→ **THE TASK**
Go through the records and show each line where the word "components" occurs.

→ **RECORDS**
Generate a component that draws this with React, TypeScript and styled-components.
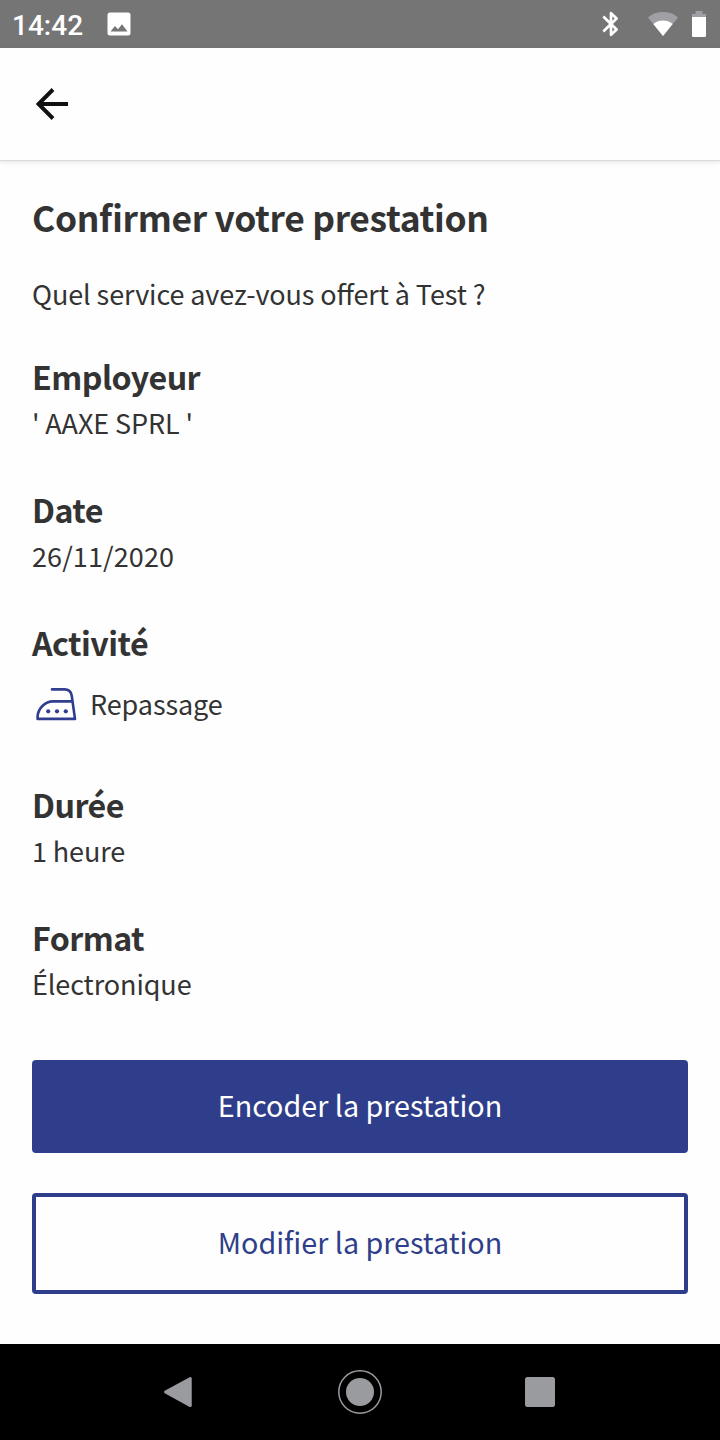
import React from "react";
import styled, { createGlobalStyle } from "styled-components";

const GlobalStyle = createGlobalStyle`
  * { box-sizing: border-box; }
  body { margin: 0; background: #fff; }
`;

const Screen = styled.div`
  display: flex;
  flex-direction: column;
  width: 720px;
  height: 1440px;
  overflow: hidden;
  background: #fefefe;
  color: #333;
  font-family: "Noto Sans CJK JP", "Noto Sans", sans-serif;
  font-feature-settings: "liga" 1;
`;

const StatusBar = styled.div`
  display: flex;
  align-items: center;
  height: 48px;
  padding: 0 14px 0 12px;
  flex: none;
  background: #757575;
  svg { display: block; }
`;

const Clock = styled.span`
  width: 95px;
  padding-top: 4px;
  color: #fff;
  font: 500 28px/32px Roboto, sans-serif;
`;

const StatusIcons = styled.div`
  display: flex;
  align-items: center;
  margin-left: auto;
`;

const StatusSpacer = styled.span<{ $w: number }>`
  width: ${(p) => p.$w}px;
`;

const Header = styled.header`
  display: flex;
  align-items: center;
  height: 112px;
  padding-left: 36px;
  flex: none;
  background: #fefefe;
  box-shadow: 0 1px 1px #dcdcdc, 0 2px 6px rgba(0, 0, 0, 0.1);
`;

const BackButton = styled.button`
  display: flex;
  padding: 0;
  border: 0;
  background: none;
`;

const Content = styled.main`
  display: flex;
  flex-direction: column;
  flex: 1;
  padding: 29px 32px 0;
`;

const Title = styled.h1`
  margin: 0 0 29px;
  font-size: 35.4px;
  line-height: 56px;
  font-weight: 700;
  letter-spacing: -0.34px;
`;

const Intro = styled.p`
  margin: 0 0 38px;
  font-size: 27px;
  line-height: 40px;
  letter-spacing: -0.1px;
`;

const Section = styled.section`
  margin-bottom: 42px;
`;

const SectionTitle = styled.h2`
  margin: 0 0 3px;
  font-size: 32.2px;
  line-height: 48px;
  font-weight: 700;
  letter-spacing: -0.55px;
`;

const Value = styled.div<{ $tall?: boolean }>`
  display: flex;
  align-items: center;
  height: ${(p) => (p.$tall ? 69 : 40)}px;
  font-size: 27px;
  line-height: 40px;
  letter-spacing: -0.1px;
  white-space: pre;
  svg { margin: 0 13.5px 0 3.5px; }
`;

const Digits = styled.span`
  letter-spacing: 0.1px;
`;

const Actions = styled.div`
  display: flex;
  flex-direction: column;
  gap: 40px;
  padding-top: 14px;
`;

const ActionButton = styled.button<{ $outline?: boolean }>`
  display: flex;
  align-items: center;
  justify-content: center;
  height: ${(p) => (p.$outline ? 101 : 93)}px;
  padding: 0 0 4px;
  border: ${(p) => (p.$outline ? "4px solid #2f3e8a" : "0")};
  border-radius: 4px;
  background: ${(p) => (p.$outline ? "#fefefe" : "#2f3e8a")};
  color: ${(p) => (p.$outline ? "#2f3e8a" : "#fff")};
  font-family: inherit;
  font-size: 28.7px;
  line-height: 44px;
`;

const NavBar = styled.nav`
  display: flex;
  align-items: center;
  justify-content: center;
  height: 96px;
  flex: none;
  background: #000;
`;

const NavItem = styled.div`
  display: flex;
  justify-content: center;
  width: 180px;
`;

const PictureIcon = () => (
  <svg width="24" height="24" viewBox="0 0 24 24">
    <path
      fill="#fff"
      fillRule="evenodd"
      d="M3 .5H21A2.5 2.5 0 0 1 23.5 3V21A2.5 2.5 0 0 1 21 23.5H3A2.5 2.5 0 0 1 .5 21V3A2.5 2.5 0 0 1 3 .5ZM3.5 19.5H20.5L15 12.2 11 17.3 8 14Z"
    />
  </svg>
);

const BluetoothIcon = () => (
  <svg width="18" height="26" viewBox="0 0 18 26" fill="none" stroke="#fff" strokeWidth="2.7" strokeLinejoin="round">
    <path d="M1.3 5.5 14.6 18.5 9 23.8V2.2L14.6 7.5 1.3 20.5" />
  </svg>
);

const WifiIcon = () => (
  <svg width="30" height="24" viewBox="0 0 30 24">
    <path d="M15 24 0 5.5C8.5-1.8 21.5-1.8 30 5.5Z" fill="#a0a0a4" />
    <path d="M15 24 5.3 12C11 7.4 19 7.4 24.7 12Z" fill="#fff" />
  </svg>
);

const BatteryIcon = () => (
  <svg width="14" height="26" viewBox="0 0 14 26">
    <path d="M0 6V3H3.5V0H10.5V3H14V6Z" fill="#a0a0a4" />
    <path d="M0 6H14V24.8Q14 26 12.8 26H1.2Q0 26 0 24.8Z" fill="#fff" />
  </svg>
);

const BackIcon = () => (
  <svg width="33" height="32" viewBox="0 0 33 32" fill="none" stroke="#111" strokeWidth="3.9">
    <path d="M32 16H3M17 1.5 2.5 16 17 30.5" />
  </svg>
);

const IronIcon = () => (
  <svg width="41" height="34" viewBox="0 0 41 34" fill="none" stroke="#2f3e8f" strokeWidth="2.6" strokeLinejoin="round" strokeLinecap="round">
    <path d="M16 2.4H28.5Q34.6 2.4 35.7 8.5L39 31.9H1.6V29C2.5 21 9 14.4 17 14.4H36.3" />
    <g fill="#2f3e8f" stroke="none">
      <circle cx="12.2" cy="24.3" r="2.1" />
      <circle cx="21" cy="24.3" r="2.1" />
      <circle cx="29.8" cy="24.3" r="2.1" />
    </g>
  </svg>
);

const NavBackIcon = () => (
  <svg width="34" height="32" viewBox="0 0 34 32">
    <path d="M1.5 16 28 1.5V30.5Z" fill="#9a9b9f" stroke="#9a9b9f" strokeWidth="3" strokeLinejoin="round" transform="translate(1 1) scale(.94)" />
  </svg>
);

const NavHomeIcon = () => (
  <svg width="44" height="44" viewBox="0 0 44 44">
    <circle cx="22" cy="22" r="21.2" fill="none" stroke="#9a9b9f" strokeWidth="1.5" />
    <circle cx="22" cy="22" r="14" fill="#9a9b9f" />
  </svg>
);

const NavRecentIcon = () => (
  <svg width="30" height="30" viewBox="0 0 30 30">
    <rect width="30" height="30" rx="2.5" fill="#9a9b9f" />
  </svg>
);

interface Field {
  label: string;
  value: React.ReactNode;
  icon?: React.ReactNode;
}

const fields: Field[] = [
  { label: "Employeur", value: "' AAXE SPRL '" },
  { label: "Date", value: <Digits>26/11/2020</Digits> },
  { label: "Activité", value: "Repassage", icon: <IronIcon /> },
  { label: "Durée", value: "1 heure" },
  { label: "Format", value: "Électronique" },
];

export default function App() {
  return (
    <Screen>
      <GlobalStyle />
      <StatusBar>
        <Clock>14:42</Clock>
        <PictureIcon />
        <StatusIcons>
          <BluetoothIcon />
          <StatusSpacer $w={28} />
          <WifiIcon />
          <StatusSpacer $w={14} />
          <BatteryIcon />
        </StatusIcons>
      </StatusBar>
      <Header>
        <BackButton aria-label="Retour">
          <BackIcon />
        </BackButton>
      </Header>
      <Content>
        <Title>Confirmer votre prestation</Title>
        <Intro>Quel service avez-vous offert à Test ?</Intro>
        {fields.map((field) => (
          <Section key={field.label}>
            <SectionTitle>{field.label}</SectionTitle>
            <Value $tall={Boolean(field.icon)}>
              {field.icon}
              <span>{field.value}</span>
            </Value>
          </Section>
        ))}
        <Actions>
          <ActionButton>Encoder la prestation</ActionButton>
          <ActionButton $outline>Modifier la prestation</ActionButton>
        </Actions>
      </Content>
      <NavBar>
        <NavItem><NavBackIcon /></NavItem>
        <NavItem><NavHomeIcon /></NavItem>
        <NavItem><NavRecentIcon /></NavItem>
      </NavBar>
    </Screen>
  );
}
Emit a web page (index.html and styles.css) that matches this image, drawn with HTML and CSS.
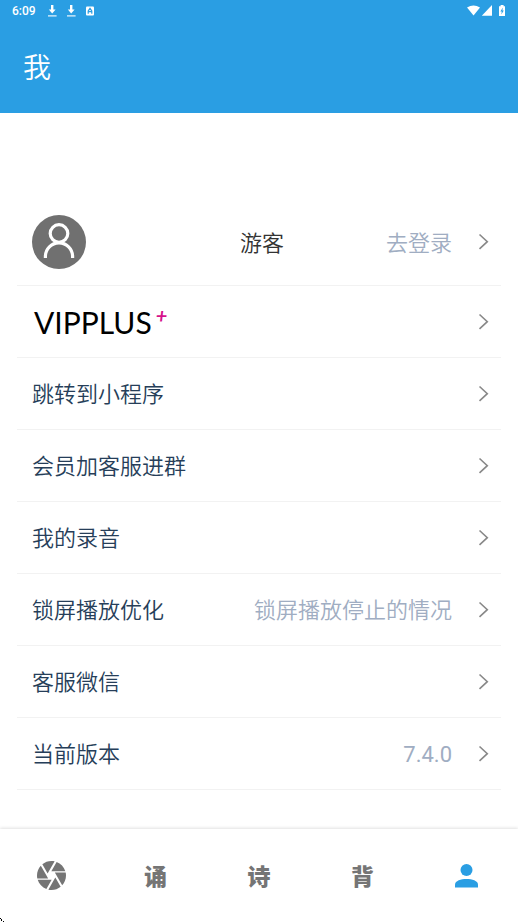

→ **SOLUTION**
Generate a component that draws this with React, TypeScript and styled-components.
import styled, { createGlobalStyle } from "styled-components";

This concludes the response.